Code that builds pages:
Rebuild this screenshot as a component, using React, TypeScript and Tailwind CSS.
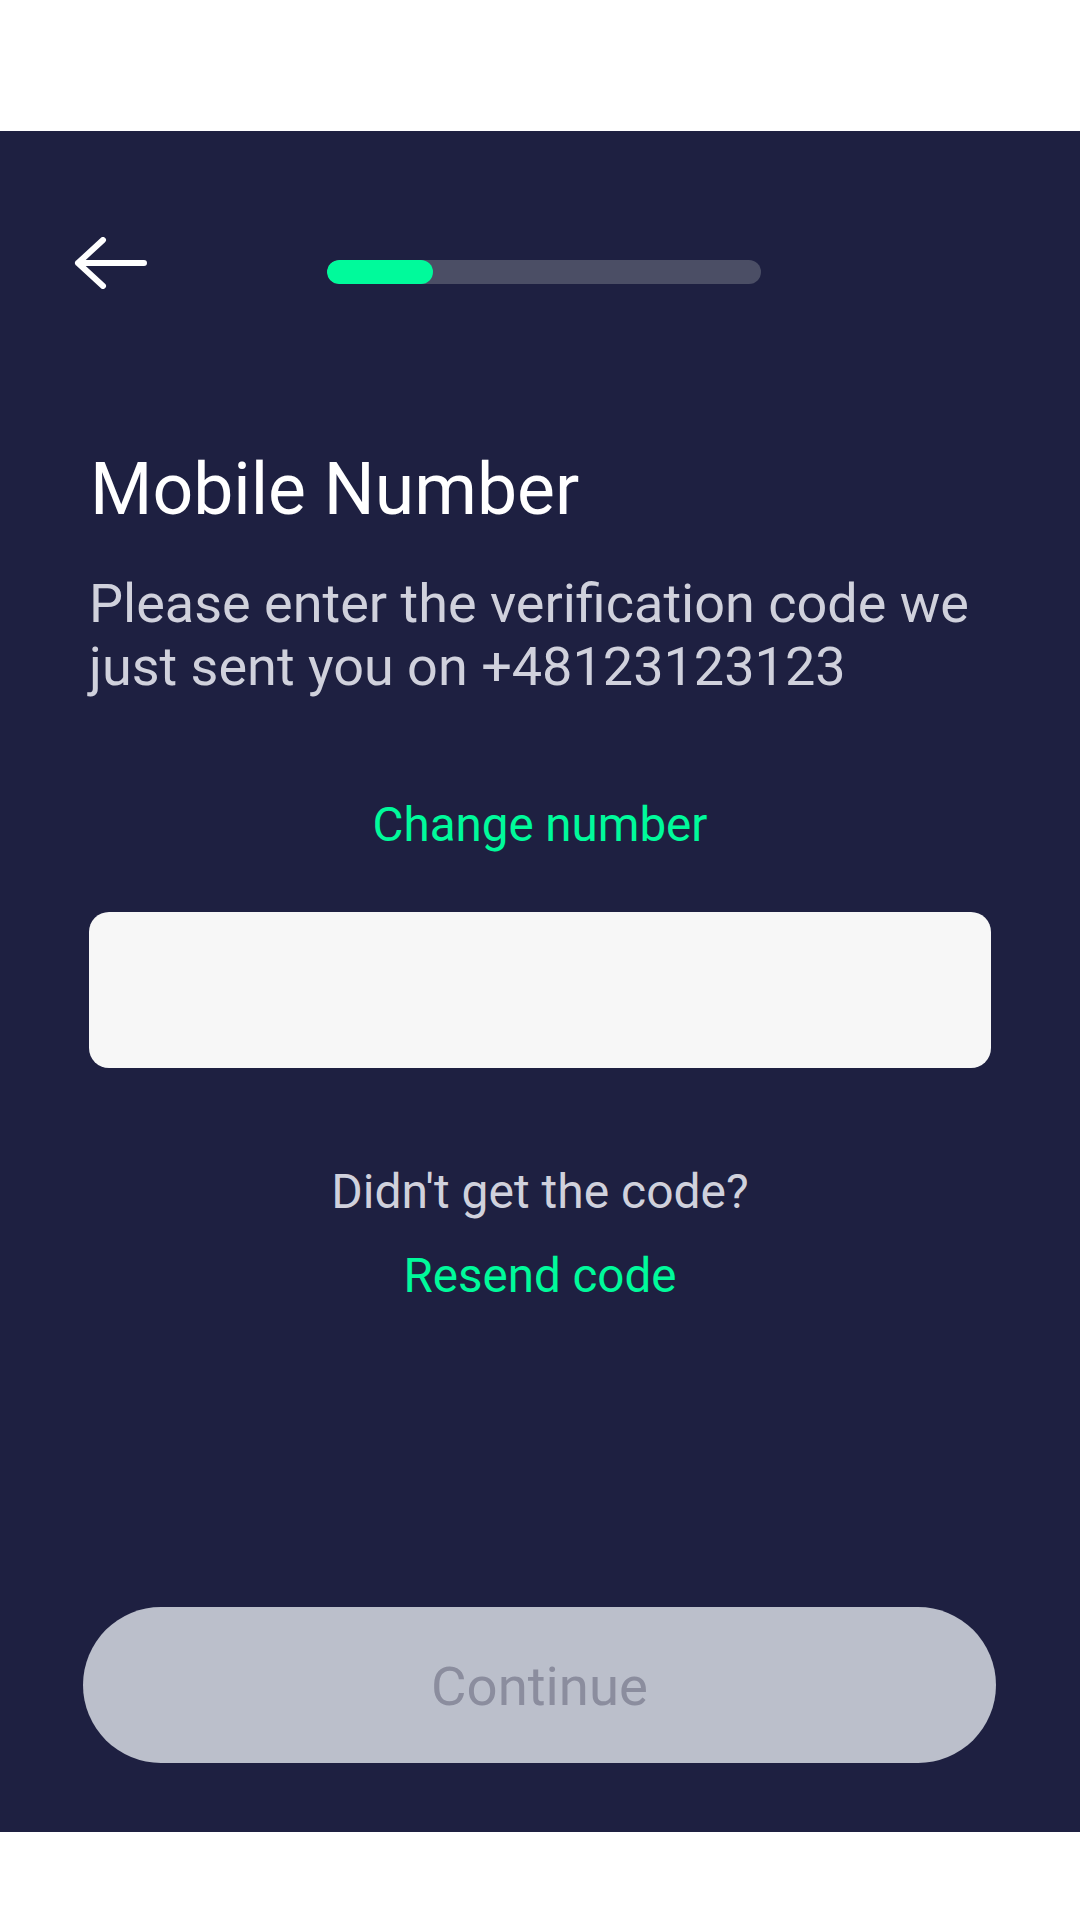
import React from "react";

export default function App() {
  return (
    <div
      className="w-[1080px] h-[1920px] bg-white flex flex-col"
      style={{ fontFamily: "Roboto, 'Noto Sans', sans-serif" }}
    >
      <div className="h-[131px] bg-white" />
      <div className="h-[1701px] bg-[#1e2041] flex flex-col">
        {/* header */}
        <div className="flex items-start pt-[106px] pl-[74px]">
          <svg width="73" height="52" viewBox="0 0 73 52" fill="none">
            <path
              d="M70 26H4M29 3L4 26L29 49"
              stroke="#ffffff"
              strokeWidth="6"
              strokeLinecap="round"
              strokeLinejoin="round"
            />
          </svg>
          <div className="ml-[180px] mt-[23px] w-[434px] h-[24px] rounded-full bg-[#4b4e65] overflow-hidden">
            <div className="w-[106px] h-full rounded-full bg-[#00fa9b]" />
          </div>
        </div>

        <div className="px-[89px] flex flex-col">
          <h1 className="mt-[159px] text-[71.5px] leading-[84px] text-white font-normal pl-[1px]">
            Mobile Number
          </h1>
          <p className="mt-[40px] text-[54px] leading-[63px] text-[#d0d1dc]">
            Please enter the verification code we just sent you on +48123123123
          </p>
          <div className="mt-[99px] text-center text-[47.5px] leading-[56px] text-[#00fa9b]">
            Change number
          </div>
          <div className="mt-[59px] h-[156px] w-full rounded-[20px] bg-[#f7f7f7]" />
          <div className="mt-[96px] text-center text-[48px] leading-[56px] text-[#d0d1dc]">
            Didn&apos;t get the code?
          </div>
          <div className="mt-[28px] text-center text-[47.5px] leading-[56px] text-[#00fa9b]">
            Resend code
          </div>
        </div>

        <div className="mt-auto pb-[69px] pl-[83px] pr-[84px]">
          <button className="w-full h-[156px] rounded-full bg-[#bbbfcb] text-[54.5px] text-[#8b8d9e] flex items-center justify-center pt-[4px]">
            Continue
          </button>
        </div>
      </div>
      <div className="flex-1 bg-white" />
    </div>
  );
}
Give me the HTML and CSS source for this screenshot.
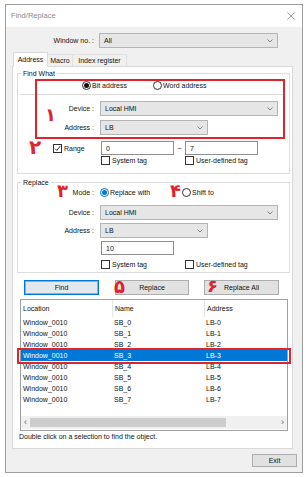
FILE: index.html
```html
<!DOCTYPE html>
<html>
<head>
<meta charset="utf-8">
<link rel="stylesheet" href="styles.css">
</head>
<body>
<div class="win">
  <div class="titlebar">
    <span class="title">Find/Replace</span>
    <svg class="close" width="8" height="8" viewBox="0 0 8 8"><path d="M0.5 0.5L7.5 7.5M7.5 0.5L0.5 7.5" stroke="#8c8c8c" stroke-width="0.9"/></svg>
  </div>

  <div class="row winno">
    <span class="lbl lbl-win">Window no. :</span>
    <div class="select sel-win"><span>All</span><svg class="chev" width="6" height="4" viewBox="0 0 6 4"><path d="M0.5 0.5L3 3L5.5 0.5" fill="none" stroke="#777" stroke-width="0.9"/></svg></div>
  </div>

  <div class="tabs">
    <span class="tab active t-addr">Address</span>
    <span class="tab t-macro">Macro</span>
    <span class="tab t-index">Index register</span>
  </div>

  <div class="panel">
    <fieldset class="group g-find">
      <legend>Find What</legend>
      <div class="row radios">
        <span class="opt opt-bit"><span class="radio on"></span>Bit address</span>
        <span class="opt opt-word"><span class="radio"></span>Word address</span>
      </div>
      <div class="sep"></div>
      <div class="row frow r-dev1">
        <span class="lbl">Device :</span>
        <div class="select sel-long"><span>Local HMI</span><svg class="chev" width="6" height="4" viewBox="0 0 6 4"><path d="M0.5 0.5L3 3L5.5 0.5" fill="none" stroke="#777" stroke-width="0.9"/></svg></div>
      </div>
      <div class="row frow r-addr1">
        <span class="lbl">Address :</span>
        <div class="select sel-short"><span>LB</span><svg class="chev" width="6" height="4" viewBox="0 0 6 4"><path d="M0.5 0.5L3 3L5.5 0.5" fill="none" stroke="#777" stroke-width="0.9"/></svg></div>
      </div>
      <div class="row r-range">
        <span class="opt opt-range"><span class="check on"><svg width="7" height="7" viewBox="0 0 7 7"><path d="M1 3.6L2.8 5.4L6.2 1.2" fill="none" stroke="#222" stroke-width="0.9"/></svg></span>Range</span>
        <span class="input in-from">0</span>
        <span class="tilde">~</span>
        <span class="input in-to">7</span>
      </div>
      <div class="row tags r-tags1">
        <span class="opt opt-sys"><span class="check"></span>System tag</span>
        <span class="opt opt-user"><span class="check"></span>User-defined tag</span>
      </div>
    </fieldset>

    <fieldset class="group g-rep">
      <legend>Replace</legend>
      <div class="row r-mode">
        <span class="lbl">Mode :</span>
        <span class="opt opt-rw"><span class="radio on blue"></span>Replace with</span>
        <span class="opt opt-shift"><span class="radio"></span>Shift to</span>
      </div>
      <div class="row frow r-dev2">
        <span class="lbl">Device :</span>
        <div class="select sel-long"><span>Local HMI</span><svg class="chev" width="6" height="4" viewBox="0 0 6 4"><path d="M0.5 0.5L3 3L5.5 0.5" fill="none" stroke="#777" stroke-width="0.9"/></svg></div>
      </div>
      <div class="row frow r-addr2">
        <span class="lbl">Address :</span>
        <div class="select sel-short"><span>LB</span><svg class="chev" width="6" height="4" viewBox="0 0 6 4"><path d="M0.5 0.5L3 3L5.5 0.5" fill="none" stroke="#777" stroke-width="0.9"/></svg></div>
      </div>
      <div class="row r-val">
        <span class="input in-val">10</span>
      </div>
      <div class="row tags r-tags2">
        <span class="opt opt-sys"><span class="check"></span>System tag</span>
        <span class="opt opt-user"><span class="check"></span>User-defined tag</span>
      </div>
    </fieldset>

    <div class="buttons">
      <span class="btn btn-find">Find</span>
      <span class="btn btn-rep">Replace</span>
      <span class="btn btn-repall">Replace All</span>
    </div>

    <div class="list">
      <div class="lhead">
        <span>Location</span><span>Name</span><span>Address</span>
      </div>
      <div class="lrow"><span>Window_0010</span><span>SB_0</span><span>LB-0</span></div>
      <div class="lrow"><span>Window_0010</span><span>SB_1</span><span>LB-1</span></div>
      <div class="lrow"><span>Window_0010</span><span>SB_2</span><span>LB-2</span></div>
      <div class="lrow sel"><span>Window_0010</span><span>SB_3</span><span>LB-3</span><span class="mark-sel"></span></div>
      <div class="lrow"><span>Window_0010</span><span>SB_4</span><span>LB-4</span></div>
      <div class="lrow"><span>Window_0010</span><span>SB_5</span><span>LB-5</span></div>
      <div class="lrow"><span>Window_0010</span><span>SB_6</span><span>LB-6</span></div>
      <div class="lrow"><span>Window_0010</span><span>SB_7</span><span>LB-7</span></div>
      <div class="hscroll">
        <span class="arr">&lsaquo;</span>
        <span class="thumb"></span>
        <span class="track"></span>
        <span class="arr">&rsaquo;</span>
      </div>
    </div>

    <div class="hint">Double click on a selection to find the object.</div>

    <span class="mark-box"></span>
    <span class="num n1">۱</span>
    <span class="num n2">۲</span>
    <span class="num n3">۳</span>
    <span class="num n4">۴</span>
    <span class="num n5">۵</span>
    <span class="num n6">۶</span>
  </div>

  <div class="footer">
    <span class="btn btn-exit">Exit</span>
  </div>
</div>
</body>
</html>
```

FILE: styles.css
```css
* { box-sizing: border-box; }
html, body { margin: 0; padding: 0; }
body {
  background: #ffffff;
  font-family: "Liberation Sans", Arial, sans-serif;
  font-size: 7px;
  line-height: 1;
  color: #111;
}
.win {
  margin: 4px 0 0 5px;
  width: 298px;
  height: 469px;
  border: 1px solid #9d9d9d;
  background: #f0f0f0;
  display: flex;
  flex-direction: column;
}
.titlebar {
  height: 22px;
  background: #fff;
  display: flex;
  align-items: center;
  justify-content: space-between;
  padding: 0 7px 0 5px;
  flex: none;
}
.title { font-size: 7.6px; color: #8a8a8a; }
.close { display: block; }

.row { display: flex; align-items: center; }
.lbl { text-align: right; flex: none; }

.winno { margin-top: 6px; height: 15px; }
.lbl-win { width: 91px; padding-right: 3px; }
.select {
  height: 15px;
  background: #e6e6e6;
  border: 1px solid #b4b4b4;
  display: flex;
  align-items: center;
  justify-content: space-between;
  padding: 0 4px 0 4px;
  flex: none;
}
.sel-win { width: 179px; margin-left: 2px; }
.sel-long { width: 178px; }
.sel-short { width: 108px; }
.chev { display: block; }

.tabs {
  margin: 4px 0 0 7px;
  height: 14px;
  display: flex;
  align-items: flex-end;
  flex: none;
}
.tab {
  height: 12px;
  display: flex;
  align-items: center;
  justify-content: center;
  border: 1px solid #e0e0e0;
  border-bottom: none;
  background: #f0f0f0;
}
.tab.active {
  height: 15px;
  margin-bottom: -1px;
  background: #fff;
  border-color: #d9d9d9;
  position: relative;
  z-index: 1;
  padding-bottom: 1px;
}
.t-addr { width: 35px; }
.t-macro { width: 25px; border-left: none; }
.t-index { width: 54px; border-left: none; }

.panel {
  margin-left: 6px;
  width: 281px;
  height: 383px;
  border: 1px solid #d9d9d9;
  background: #fff;
  position: relative;
  flex: none;
  display: flex;
  flex-direction: column;
}

.group {
  margin: 2px 0 0 4px;
  width: 273px;
  border: 1px solid #dcdcdc;
  padding: 0;
  min-width: 0;
}
.group legend {
  margin-left: 3px;
  padding: 0 2px;
  line-height: 9px;
  font-size: 7px;
}
.g-find { position: relative; padding-bottom: 7px; }
.g-rep { margin-top: 4px; padding-bottom: 2px; }

.radios { height: 12px; margin-top: 1px; }
.opt { display: flex; align-items: center; flex: none; }
.radio {
  width: 9px; height: 9px;
  border: 1px solid #333;
  border-radius: 50%;
  background: #fff;
  display: inline-flex;
  align-items: center;
  justify-content: center;
  margin-right: 1px;
}
.radio.on::after {
  content: "";
  width: 5px; height: 5px;
  border-radius: 50%;
  background: #111;
}
.radio.blue { border-color: #0078d7; }
.radio.blue::after { background: #0078d7; }
.opt-bit { margin-left: 64px; }
.opt-word { margin-left: 26px; }

.sep {
  margin: 3px 5px 0 2px;
  border-top: 1px solid #d8d8d8;
}
.frow .lbl { width: 79px; padding-right: 3px; }
.frow .select { margin-left: 3px; }
.r-dev1 { margin-top: 6px; }
.r-addr1 { margin-top: 4px; }

.r-range { margin-top: 6px; height: 14px; }
.check {
  width: 9px; height: 9px;
  border: 1px solid #333;
  background: #fff;
  display: inline-flex;
  align-items: center;
  justify-content: center;
  margin-right: 2px;
  flex: none;
}
.check svg { display: block; }
.opt-range { margin-left: 35px; width: 48px; }
.input {
  height: 14px;
  width: 73px;
  border: 1px solid #8f8f8f;
  background: #fff;
  display: flex;
  align-items: center;
  padding-left: 4px;
  flex: none;
}
.tilde { width: 11px; text-align: center; }
.tags { height: 11px; }
.r-tags1 { margin-top: 0; }
.opt-sys { margin-left: 83px; width: 84px; }

.r-mode { height: 11px; margin-top: 0; }
.r-mode .lbl { width: 79px; padding-right: 3px; }
.opt-rw { margin-left: 3px; width: 82px; }
.r-dev2 { margin-top: 7px; }
.r-addr2 { margin-top: 3px; }
.r-val { margin-top: 3px; height: 14px; }
.in-val { margin-left: 83px; }
.r-tags2 { margin-top: 4px; }

.buttons {
  margin: 7px 0 0 11px;
  display: flex;
  height: 15px;
}
.btn {
  height: 15px;
  background: #e1e1e1;
  border: 1px solid #adadad;
  display: flex;
  align-items: center;
  justify-content: center;
  flex: none;
}
.btn-find { width: 75px; border: 1px solid #0078d7; box-shadow: inset 0 0 0 1px #79b4e6; background: #e3e8ee; }
.btn-rep { width: 74px; margin-left: 16px; }
.btn-repall { width: 75px; margin-left: 15px; }

.list {
  margin: 4px 0 0 7px;
  width: 268px;
  height: 132px;
  border: 1px solid #a0a0a0;
  background: #fff;
  display: flex;
  flex-direction: column;
  flex: none;
}
.lhead, .lrow {
  display: grid;
  grid-template-columns: 91px 92px 1fr;
  align-items: center;
  position: relative;
}
.lhead { height: 17px; }
.lhead span + span { border-left: 1px solid #e5e5e5; }
.lhead span { height: 17px; display: flex; align-items: center; padding-left: 2px; }
.lrow { height: 11px; }
.lrow span { padding-left: 2px; }
.lrow.sel { background: #0078d7; color: #fff; }
.hscroll {
  margin-top: auto;
  margin-bottom: 1px;
  height: 13px;
  display: flex;
  align-items: center;
  background: #f0f0f0;
}
.arr { width: 9px; text-align: center; font-size: 9px; color: #606060; flex: none; }
.thumb { width: 196px; height: 9px; background: #cdcdcd; flex: none; }
.track { flex: 1; }

.hint { margin: 1px 0 0 6px; height: 9px; line-height: 9px; }

.footer {
  display: flex;
  justify-content: flex-end;
  padding: 5px 5px 0 0;
}
.btn-exit { width: 45px; height: 13px; }

/* annotations (overlay) */
.mark-box {
  position: absolute;
  left: 22px; top: 12px;
  width: 250px; height: 60px;
  border: 2px solid #e0232d;
}
.mark-sel {
  position: absolute;
  left: -4px; right: -4px; top: -2px; bottom: -3px;
  border: 2px solid #e0232d;
  padding: 0;
}
.num {
  position: absolute;
  color: #e0232d;
  font-family: "DejaVu Sans", sans-serif;
  font-weight: bold;
  font-size: 18px;
  line-height: 1;
}
.n1 { left: 32px; top: 39px; }
.n2 { left: 16px; top: 70px; font-size: 20px; }
.n3 { left: 44px; top: 115px; }
.n4 { left: 157px; top: 115px; }
.n5 { left: 101px; top: 211px; }
.n6 { left: 194px; top: 210px; }
```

WHAT IS ASKED: Extract all lines of the records above that include "screenshot".

EXERCISE RESPONSE:
Rebuild this screenshot as a component, using React, TypeScript and Tailwind CSS.
Give me the HTML and CSS source for this screenshot.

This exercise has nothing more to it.